Os personagens de “Casa de pensão” são todos bem construídos, com personalidade e história própria, além de papel na trama. Mas o que mais gostei é que são bem reais, todos passíveis de corrupção e muito influenciados pelo meio. A malandragem, malícia e esperteza de todos eles os tornam representações perfeitas do conhecido “jeitinho brasileiro”. No início, não gostei muito de Amâncio, afinal ele é o típico filhinho da mamãe que só quer saber de curtir a vida. Entretanto, conforme os outros personagens começam a abusar da ingenuidade do garoto acabei simpatizando com ele, sentimento que ia e vinha durante o livro. Com os outros personagens foi a mesma coisa, é impossível gostar ou odiar completamente cada um deles e terminei o livro bastante dividida.
“Casa de pensão” foi uma boa surpresa, uma viagem ao Brasil do Século XIX e uma crítica ao modo de vida da época, o que não deixa de tornar a obra bem atual. Com personagens de ações e índoles questionáveis vivendo em uma sociedade de aparências e de interesses, o autor obriga o leitor a encarar certas verdades sobre o caráter humano, ou a falta dele. Aluísio nos faz refletir o quanto somos influenciados pelo meio em que vivemos e como o desejo por algo pode nos levar a finais trágicos.

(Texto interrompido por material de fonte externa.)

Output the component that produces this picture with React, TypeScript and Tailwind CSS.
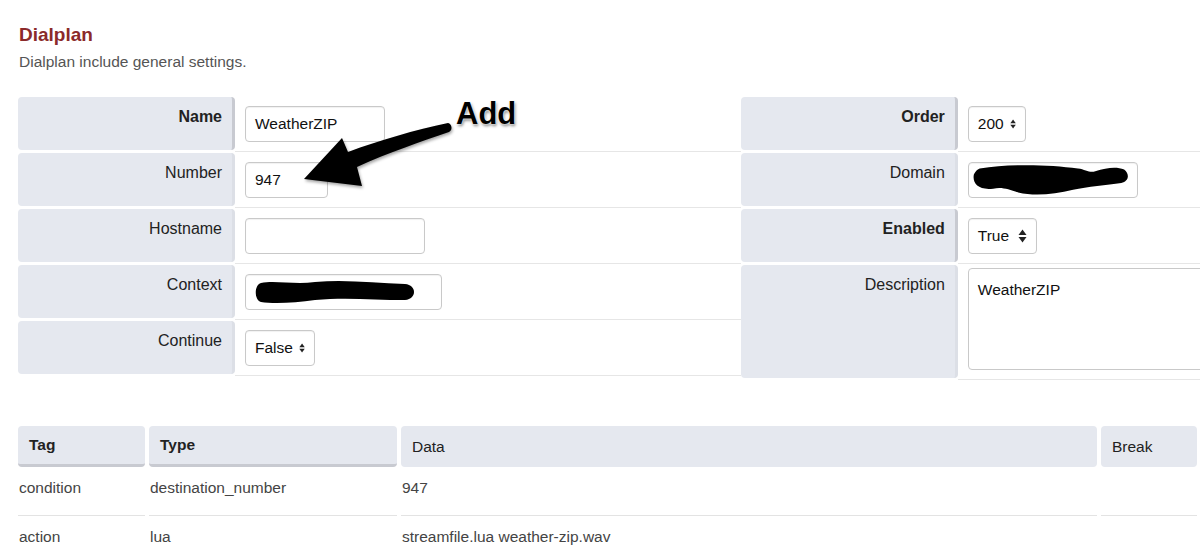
import React from 'react';

const font = { fontFamily: '"Liberation Sans", Arial, sans-serif' };

const SelectArrows = () => (
  <svg width="9" height="14" viewBox="0 0 9 14" className="ml-[6px]">
    <path d="M4.5 0.5 L8.5 6 L0.5 6 Z" fill="#222" />
    <path d="M4.5 13.5 L8.5 8 L0.5 8 Z" fill="#222" />
  </svg>
);

const inputCls =
  'h-[36px] border border-[#c9c9c9] rounded-[4px] bg-white shadow-[inset_0_1px_1px_rgba(0,0,0,0.06)] flex items-center px-[9px] text-[15.5px] text-[#111]';

const FakeSelect = ({ value, width }: { value: string; width: string }) => (
  <div className={`${inputCls} ${width} justify-between`}>
    <span>{value}</span>
    <SelectArrows />
  </div>
);

const Scribble = ({ d, w, h }: { d: string; w: number; h: number }) => (
  <svg width={w} height={h} viewBox={`0 0 ${w} ${h}`}>
    <path d={d} fill="#000" />
  </svg>
);

type Row = {
  label: string;
  required?: boolean;
  height?: string;
  field: React.ReactNode;
};

const FormTable = ({ rows, className }: { rows: Row[]; className: string }) => (
  <div className={className}>
    {rows.map((r) => (
      <div key={r.label} className="flex">
        <div
          className={`w-[217px] shrink-0 bg-[#e5e8ef] rounded-[4px] mb-[3px] text-right pr-[10px] pt-[8px] text-[16px] text-[#222] ${
            r.height ?? 'h-[53px]'
          } ${r.required ? 'font-bold border-r-[3px] border-[#c8cad1]' : 'border-r-[3px] border-[#dcdfe6]'}`}
        >
          {r.label}
        </div>
        <div className="flex-1 border-b border-[#e6e6e6] pl-[10px] pt-[9px] mb-[1px]">{r.field}</div>
      </div>
    ))}
  </div>
);

export default function App() {
  const left: Row[] = [
    { label: 'Name', required: true, field: <div className={`${inputCls} w-[140px]`}>WeatherZIP</div> },
    { label: 'Number', field: <div className={`${inputCls} w-[83px]`}>947</div> },
    { label: 'Hostname', field: <div className={`${inputCls} w-[180px]`}></div> },
    {
      label: 'Context',
      field: (
        <div className={`${inputCls} w-[197px] pl-[9px]`}>
          <Scribble
            w={160}
            h={24}
            d="M6 3 C20 0 40 5 60 2 C90 -1 120 3 150 4 C162 5 162 19 150 20 C120 20 90 17 60 20 C40 23 18 24 6 22 C-1 20 -1 5 6 3 Z"
          />
        </div>
      ),
    },
    { label: 'Continue', field: <FakeSelect value="False" width="w-[70px]" /> },
  ];

  const right: Row[] = [
    { label: 'Order', required: true, field: <FakeSelect value="200" width="w-[58px]" /> },
    {
      label: 'Domain',
      field: (
        <div className={`${inputCls} w-[170px] pl-[3px]`}>
          <Scribble
            w={162}
            h={32}
            d="M8 4 C40 -1 80 0 110 4 C118 5 122 9 128 7 C140 3 150 2 158 5 C164 10 163 17 155 19 C140 21 120 23 105 26 C85 31 65 33 48 29 C38 26 32 23 22 25 C6 27 0 19 2 10 C4 6 6 5 8 4 Z"
          />
        </div>
      ),
    },
    { label: 'Enabled', required: true, field: <FakeSelect value="True" width="w-[69px]" /> },
    {
      label: 'Description',
      height: 'h-[113px]',
      field: (
        <div className="w-[260px] h-[102px] -mt-[6px] border border-[#c9c9c9] rounded-[4px] bg-white px-[9px] pt-[9px] text-[15.5px] text-[#111]">
          WeatherZIP
        </div>
      ),
    },
  ];

  const headers = [
    { t: 'Tag', w: 'w-[127px]', bold: true },
    { t: 'Type', w: 'w-[248px]', bold: true },
    { t: 'Data', w: 'w-[696px]', bold: false },
    { t: 'Break', w: 'w-[96px]', bold: false },
  ];

  const data = [
    ['condition', 'destination_number', '947', ''],
    ['action', 'lua', 'streamfile.lua weather-zip.wav', ''],
  ];

  return (
    <div className="relative w-[1200px] h-[554px] overflow-hidden bg-white" style={font}>
      <div className="pl-[19px] pt-[23px]">
        <h1 className="text-[19px] font-bold text-[#8b2a2a] leading-[24px]">Dialplan</h1>
        <p className="text-[15.5px] text-[#555] mt-[6px] leading-[18px]">Dialplan include general settings.</p>
      </div>

      <div className="flex mt-[26px] pl-[18px] w-[1240px]">
        <FormTable rows={left} className="w-[724px]" />
        <FormTable rows={right} className="w-[500px]" />
      </div>

      <div className="mt-[45px] pl-[18px]">
        <div className="flex gap-[4px]">
          {headers.map((h) => (
            <div
              key={h.t}
              className={`${h.w} h-[41px] bg-[#e5e8ef] rounded-[4px] flex items-center pl-[11px] text-[15.5px] text-[#222] ${
                h.bold ? 'font-bold border-b-[3px] border-[#c8cad1]' : ''
              }`}
            >
              {h.t}
            </div>
          ))}
        </div>
        {data.map((row, i) => (
          <div key={i} className="flex gap-[4px]">
            {row.map((c, j) => (
              <div
                key={j}
                className={`${headers[j].w} h-[48px] pt-[11px] leading-[18px] pl-[1px] text-[15.5px] text-[#444] ${
                  i === 0 ? 'border-b border-[#e3e3e3] mt-[1px]' : 'pt-[12px]'
                }`}
              >
                {c}
              </div>
            ))}
          </div>
        ))}
      </div>

      {/* annotation */}
      <svg className="absolute left-0 top-0 pointer-events-none" width="1200" height="554">
        <defs>
          <filter id="sh" x="-20%" y="-20%" width="140%" height="140%">
            <feDropShadow dx="1" dy="2" stdDeviation="1.5" floodColor="#000" floodOpacity="0.35" />
          </filter>
        </defs>
        <path
          filter="url(#sh)"
          d="M448 123 C452 124 453 130 449 132 C420 142 390 152 357 167 L362 186 L304 179 L342 138 L348 152 C380 140 415 130 448 123 Z"
          fill="#000"
        />
      </svg>
      <div
        className="absolute left-[456px] top-[98px] text-[31px] font-bold text-black leading-none"
        style={{ textShadow: '0 0 2px #fff, 0 0 2px #fff, 1px 2px 3px rgba(0,0,0,0.5)' }}
      >
        Add
      </div>
    </div>
  );
}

A leitura de “Casa de pensão” me recordou bastante das obras de Jane Austen, que com uma história envolvente e aparentemente boba é capaz de criticar a fundo aspectos perversos da nossa sociedade, apesar de que Aluísio é muito mais explícito e quase que cruel em seus julgamentos. Recomendo o livro a todos, afinal é um clássico da nossa literatura e merece ser mais do que “um livro que a escola me obrigou a ler”.

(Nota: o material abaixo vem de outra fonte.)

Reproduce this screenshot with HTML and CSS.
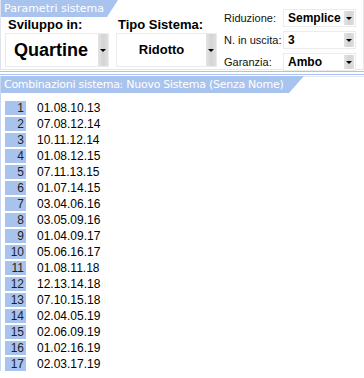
FILE: index.html
```html
<!DOCTYPE html>
<html lang="it">
<head>
    <meta charset="UTF-8">
    <title>Parametri sistema</title>
    <link rel="stylesheet" href="styles.css">
</head>
<body>
    <div class="params">
        <div class="params-main">
            <div class="tab tab-params">Parametri sistema</div>
            <div class="fields">
                <div class="field field-sviluppo">
                    <div class="field-label">Sviluppo in:</div>
                    <div class="combo combo-big">
                        <span class="combo-value">Quartine</span>
                        <span class="combo-btn"><i class="arrow"></i></span>
                    </div>
                </div>
                <div class="field field-tipo">
                    <div class="field-label">Tipo Sistema:</div>
                    <div class="combo combo-mid">
                        <span class="combo-value">Ridotto</span>
                        <span class="combo-btn"><i class="arrow"></i></span>
                    </div>
                </div>
            </div>
        </div>
        <div class="opts">
            <span class="opt-label">Riduzione:</span>
            <div class="combo combo-small">
                <span class="combo-value">Semplice</span>
                <span class="combo-btn"><i class="arrow"></i></span>
            </div>
            <span class="opt-label">N. in uscita:</span>
            <div class="combo combo-small">
                <span class="combo-value">3</span>
                <span class="combo-btn"><i class="arrow"></i></span>
            </div>
            <span class="opt-label">Garanzia:</span>
            <div class="combo combo-small">
                <span class="combo-value">Ambo</span>
                <span class="combo-btn"><i class="arrow"></i></span>
            </div>
        </div>
    </div>

    <div class="sep"></div>

    <div class="combos">
        <div class="combos-head">
            <div class="tab tab-combos">Combinazioni sistema: Nuovo Sistema (Senza Nome)</div>
        </div>
        <ul class="rows">
            <li><span class="num">1</span><span class="cmb">01.08.10.13</span></li>
            <li><span class="num">2</span><span class="cmb">07.08.12.14</span></li>
            <li><span class="num">3</span><span class="cmb">10.11.12.14</span></li>
            <li><span class="num">4</span><span class="cmb">01.08.12.15</span></li>
            <li><span class="num">5</span><span class="cmb">07.11.13.15</span></li>
            <li><span class="num">6</span><span class="cmb">01.07.14.15</span></li>
            <li><span class="num">7</span><span class="cmb">03.04.06.16</span></li>
            <li><span class="num">8</span><span class="cmb">03.05.09.16</span></li>
            <li><span class="num">9</span><span class="cmb">01.04.09.17</span></li>
            <li><span class="num">10</span><span class="cmb">05.06.16.17</span></li>
            <li><span class="num">11</span><span class="cmb">01.08.11.18</span></li>
            <li><span class="num">12</span><span class="cmb">12.13.14.18</span></li>
            <li><span class="num">13</span><span class="cmb">07.10.15.18</span></li>
            <li><span class="num">14</span><span class="cmb">02.04.05.19</span></li>
            <li><span class="num">15</span><span class="cmb">02.06.09.19</span></li>
            <li><span class="num">16</span><span class="cmb">01.02.16.19</span></li>
            <li><span class="num">17</span><span class="cmb">02.03.17.19</span></li>
        </ul>
    </div>
</body>
</html>
```

FILE: styles.css
```css
body {
    margin: 0;
    padding: 0;
    font-family: 'Liberation Sans', Arial, sans-serif;
    background-color: #fff;
    color: #000;
    overflow: hidden;
}

/* tab headers with the slanted right edge */
.tab {
    height: 17px;
    line-height: 17px;
    padding-left: 3px;
    font-family: 'DejaVu Sans', sans-serif;
    font-size: 11px;
    color: #fff;
    background-color: #a8c4ee;
    white-space: nowrap;
}

.tab-params {
    width: 114px;
    clip-path: polygon(0 0, 100% 0, calc(100% - 11px) 100%, 0 100%);
}

.tab-combos {
    width: 300px;
    letter-spacing: -0.27px;
    clip-path: polygon(0 0, 100% 0, calc(100% - 15px) 100%, 0 100%);
}

/* upper panel */
.params {
    display: flex;
    border-left: 1px solid #dfe4ec;
    border-right: 1px solid #e6e6e6;
    border-bottom: 1px solid #e2e6ee;
    box-sizing: border-box;
    height: 70px;
}

.params-main {
    width: 221px;
}

.fields {
    display: flex;
    padding-left: 4px;
    gap: 7px;
}

.field-label {
    height: 15px;
    line-height: 15px;
    font-size: 13px;
    font-weight: bold;
    padding-left: 3px;
}

.field-tipo .field-label {
    padding-left: 2px;
}

.combo {
    display: flex;
    border: 1px solid #ebebeb;
    background-color: #fff;
    box-sizing: border-box;
}

.combo-value {
    flex: 1;
    font-weight: bold;
    white-space: nowrap;
    overflow: hidden;
}

.combo-btn {
    width: 10px;
    display: flex;
    align-items: center;
    justify-content: center;
    background: linear-gradient(to right, #e4e4e4, #d4d4d4 50%, #dedede);
}

.arrow {
    width: 0;
    height: 0;
    border-left: 3px solid transparent;
    border-right: 3px solid transparent;
    border-top: 3px solid #000;
}

.combo-big {
    margin-top: 1px;
    width: 104px;
    height: 34px;
}

.combo-big .combo-value {
    font-size: 18px;
    line-height: 32px;
    padding-left: 8px;
}

.combo-mid {
    margin-top: 1px;
    width: 101px;
    height: 34px;
}

.combo-mid .combo-value {
    font-size: 13px;
    line-height: 32px;
    text-align: center;
}

.opts {
    display: grid;
    grid-template-columns: 59px 73px;
    grid-auto-rows: 18px;
    row-gap: 4px;
    padding-top: 9px;
    padding-left: 2px;
}

.opt-label {
    font-size: 11px;
    line-height: 18px;
    color: #111;
}

.combo-small .combo-value {
    font-size: 12px;
    line-height: 16px;
    padding-left: 4px;
}

.combo-small .combo-btn {
    margin: 1px 1px 1px 0;
}

/* double rule between the two panels */
.sep {
    margin-top: 1px;
    height: 2px;
    border-top: 1px solid #a8c4ee;
    border-bottom: 1px solid #a8c4ee;
}

/* lower panel */
.combos {
    border-left: 1px solid #c9d7ee;
    margin-top: 1px;
}

.combos-head {
    border-top: 1px solid #e4e8f0;
}

.combos-head .tab {
    margin-top: -1px;
}

.rows {
    list-style: none;
    margin: 0;
    padding: 8px 0 0 4px;
}

.rows li {
    display: flex;
    align-items: center;
    height: 14px;
    margin-bottom: 2px;
}

.num {
    width: 21px;
    height: 14px;
    line-height: 14px;
    text-align: right;
    padding-right: 2px;
    box-sizing: border-box;
    background-color: #a8c4ee;
    color: #222;
    font-size: 12px;
}

.cmb {
    padding-left: 11px;
    font-size: 12px;
}
```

Quanto a edição do livro, tenho apenas duas reclamações. A diagramação estava boa, assim como o tamanho e tipo da fonte, apesar de que as páginas brancas sempre tornam a leitura cansativa. Gosto dessa capa, que representa todo o ar sedutor do Amâncio, mas não entendo porque a barba e as sobrancelhas do homem são verdes.